- [Raw data]:
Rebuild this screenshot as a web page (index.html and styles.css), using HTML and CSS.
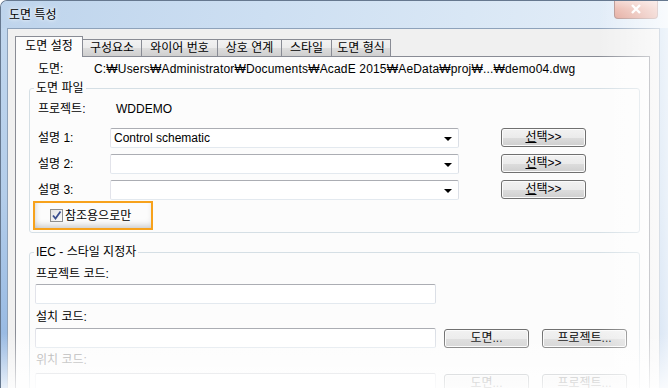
FILE: index.html
```html
<html>
  <head>
    <meta charset="UTF-8" />
    <link rel="stylesheet" href="styles.css">
  </head>
  <body>
    <div class="window">
      <div class="titlebar">
        <span class="title">도면 특성</span>
        <div class="close">
          <svg width="12" height="10" viewBox="0 0 12 10"><path d="M2 1 L10 9 M10 1 L2 9" stroke="#fff" stroke-width="2.4" /></svg>
        </div>
      </div>
      <div class="client">
        <div class="tabs">
          <div class="tab active w1">도면 설정</div>
          <div class="tab w2">구성요소</div>
          <div class="tab w3">와이어 번호</div>
          <div class="tab w4">상호 연계</div>
          <div class="tab w5">스타일</div>
          <div class="tab w6">도면 형식</div>
        </div>
        <div class="page">
          <div class="pathRow">
            <span class="pathLabel">도면:</span>
            <span class="pathValue">C:₩Users₩Administrator₩Documents₩AcadE 2015₩AeData₩proj₩...₩demo04.dwg</span>
          </div>

          <fieldset class="group">
            <legend>도면 파일</legend>
            <div class="projectRow">
              <span class="projectLabel">프로젝트:</span>
              <span>WDDEMO</span>
            </div>
            <div class="descRow first">
              <span class="descLabel">설명 1:</span>
              <div class="combo">Control schematic<span class="arrow"></span></div>
              <div class="button"><u>선</u>택&gt;&gt;</div>
            </div>
            <div class="descRow">
              <span class="descLabel">설명 2:</span>
              <div class="combo"><span class="arrow"></span></div>
              <div class="button"><u>선</u>택&gt;&gt;</div>
            </div>
            <div class="descRow">
              <span class="descLabel">설명 3:</span>
              <div class="combo"><span class="arrow"></span></div>
              <div class="button"><u>선</u>택&gt;&gt;</div>
            </div>
            <div class="checkRow">
              <span class="checkbox">
                <svg width="11" height="11" viewBox="0 0 11 11"><path d="M2 5.5 L4.5 8.5 L9.5 1.5" fill="none" stroke="#3b4f8f" stroke-width="1.8" /></svg>
              </span>
              <span>참조용으로만</span>
            </div>
          </fieldset>

          <fieldset class="group second">
            <legend>IEC - 스타일 지정자</legend>
            <div class="codeLabel l1">프로젝트 코드:</div>
            <div class="codeRow r1"><div class="input"></div></div>
            <div class="codeLabel l2">설치 코드:</div>
            <div class="codeRow r2">
              <div class="input"></div>
              <div class="button wide">도면...</div>
              <div class="button wide">프로젝트...</div>
            </div>
            <div class="codeLabel l3 disabled">위치 코드:</div>
            <div class="codeRow r3 off">
              <div class="input"></div>
              <div class="button wide">도면...</div>
              <div class="button wide">프로젝트...</div>
            </div>
          </fieldset>
        </div>
      </div>
      <div class="fadeRight"></div>
      <div class="fadeBottom"></div>
    </div>
  </body>
</html>
```

FILE: styles.css
```css
body {
  margin: 0;
  background: #fff;
  font: 12px/14px "Liberation Sans", "Noto Sans CJK KR", sans-serif;
  color: #000;
  overflow: hidden;
}
.window {
  position: relative;
  width: 668px;
  height: 388px;
  box-sizing: border-box;
  overflow: hidden;
  display: flex;
  flex-direction: column;
  padding: 0 8px 0 6px;
  border: 1px solid #66788f;
  border-right: none;
  border-bottom: none;
  border-top-left-radius: 7px;
  background: linear-gradient(to bottom, #c3d8ee 0%, #b3cdea 50%, #8fb3e0 100%);
}
.titlebar {
  flex-shrink: 0;
  height: 27px;
  margin: 0 -8px 0 -6px;
  padding-left: 8px;
  display: flex;
  align-items: center;
  background: linear-gradient(100deg, #bed4ec 0%, #cddff2 40%, #d9e7f5 70%, #e6eff9 100%);
}
.title {
  color: #000;
  text-shadow: 0 0 6px #fff, 0 0 3px #fff;
}
.close {
  position: absolute;
  top: -1px;
  right: 10px;
  width: 44px;
  height: 19px;
  box-sizing: border-box;
  border: 1px solid #b08a85;
  border-top: none;
  border-radius: 0 0 4px 4px;
  background: linear-gradient(to bottom, #f3d3cc 0%, #e9b2a6 50%, #e0a194 100%);
  display: flex;
  align-items: center;
  justify-content: center;
}
.client {
  flex: 1;
  min-height: 0;
  display: flex;
  flex-direction: column;
  background: #f0f0f0;
  border: 1px solid #8ea2ba;
  border-bottom: none;
  padding: 7px 9px 0 7px;
}
.tabs {
  flex-shrink: 0;
  display: flex;
  align-items: flex-end;
  height: 20px;
}
.tab {
  height: 17px;
  box-sizing: border-box;
  border: 1px solid #898c95;
  border-bottom: none;
  margin-left: -1px;
  text-align: center;
  line-height: 16px;
  background: linear-gradient(to bottom, #f2f2f2 0%, #ebebeb 50%, #dddddd 51%, #cfcfcf 100%);
}
.tab.active {
  height: 21px;
  margin-left: 0;
  margin-bottom: -1px;
  line-height: 19px;
  background: #fcfcfc;
  position: relative;
  z-index: 1;
}
.w1 { width: 68px; }
.w2 { width: 60px; }
.w3 { width: 77px; }
.w4 { width: 65px; }
.w5 { width: 51px; }
.w6 { width: 60px; }
.page {
  flex: 1 0 auto;
  background: #fcfcfc;
  border: 1px solid #898c95;
  border-bottom: none;
  padding: 5px 9px 0 13px;
}
.pathRow {
  display: flex;
  padding-left: 9px;
}
.pathLabel {
  width: 56px;
}
.pathValue {
  letter-spacing: 0.17px;
}
.group {
  margin: 5px 0 0;
  padding: 0 0 2px;
  border: 1px solid #d5dfe5;
  border-radius: 3px;
}
.group legend {
  margin-left: 4px;
  padding: 0 2px;
}
.group.second {
  margin-top: 12px;
}
.projectRow {
  display: flex;
  margin-top: 7px;
  padding-left: 8px;
}
.projectLabel {
  width: 78px;
}
.descRow {
  display: flex;
  align-items: flex-start;
  height: 20px;
  margin-top: 6px;
  padding-left: 8px;
}
.descRow.first {
  margin-top: 12px;
}
.descLabel {
  width: 72px;
  line-height: 20px;
}
.combo {
  position: relative;
  width: 349px;
  height: 20px;
  box-sizing: border-box;
  border: 1px solid;
  border-color: #abadb3 #dbdfe6 #e3e9ef #e2e3ea;
  border-radius: 2px;
  background: #fff;
  padding-left: 3px;
  line-height: 18px;
}
.arrow {
  position: absolute;
  right: 6px;
  top: 8px;
  border-left: 4px solid transparent;
  border-right: 4px solid transparent;
  border-top: 4px solid #000;
}
.button {
  width: 85px;
  height: 19px;
  box-sizing: border-box;
  margin-left: 42px;
  border: 1px solid #707070;
  border-radius: 3px;
  box-shadow: inset 0 0 0 1px #fbfbfb;
  background: linear-gradient(to bottom, #f2f2f2 0%, #ebebeb 50%, #dddddd 51%, #cfcfcf 100%);
  text-align: center;
  line-height: 17px;
}
.checkRow {
  display: flex;
  align-items: center;
  width: 120px;
  height: 29px;
  box-sizing: border-box;
  margin: 1px 0 0 3px;
  padding-left: 15px;
  border: 2px solid #f7a21c;
  box-shadow: inset 0 -5px 7px -3px rgba(0, 0, 0, 0.22), inset 5px 0 7px -5px rgba(0, 0, 0, 0.12);
}
.checkbox {
  width: 13px;
  height: 13px;
  box-sizing: border-box;
  border: 1px solid #8e8f8f;
  background: linear-gradient(to bottom right, #e3e3e3, #fbfbfb);
  margin-right: 2px;
  display: flex;
  align-items: center;
  justify-content: center;
}
.codeLabel {
  padding-left: 6px;
}
.l1 { margin-top: 8px; }
.l2 { margin-top: 6px; }
.l3 { margin-top: 5px; }
.codeLabel.disabled {
  color: #a3a3a3;
}
.codeRow {
  display: flex;
  align-items: center;
  margin-left: 5px;
}
.r1 { margin-top: 3px; }
.r2 { margin-top: 4px; }
.r3 { margin-top: 6px; }
.input {
  width: 401px;
  height: 20px;
  box-sizing: border-box;
  border: 1px solid;
  border-color: #abadb3 #dbdfe6 #e3e9ef #e2e3ea;
  border-radius: 2px;
  background: #fff;
}
.button.wide {
  margin-left: 8px;
}
.button.wide + .button.wide {
  margin-left: 13px;
}
.codeRow.off .input {
  border-color: #d0d3d8 #e6e8ec #eceef1 #eceef1;
}
.codeRow.off .button {
  border-color: #adb2b5;
  background: #f4f4f4;
  color: #838383;
}
.fadeRight {
  position: absolute;
  top: 0;
  right: 0;
  width: 70px;
  height: 100%;
  background: linear-gradient(to right, rgba(255, 255, 255, 0), rgba(255, 255, 255, 0.75));
}
.fadeBottom {
  position: absolute;
  left: 0;
  bottom: 0;
  width: 100%;
  height: 55px;
  background: linear-gradient(to bottom, rgba(255, 255, 255, 0), rgba(255, 255, 255, 0.8));
}
```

- [Goal]: Identify lines with the string "index". Copy each one.

- [Task answer]:
Rebuild this screenshot as a web page (index.html and styles.css), using HTML and CSS.
FILE: index.html
  z-index: 1;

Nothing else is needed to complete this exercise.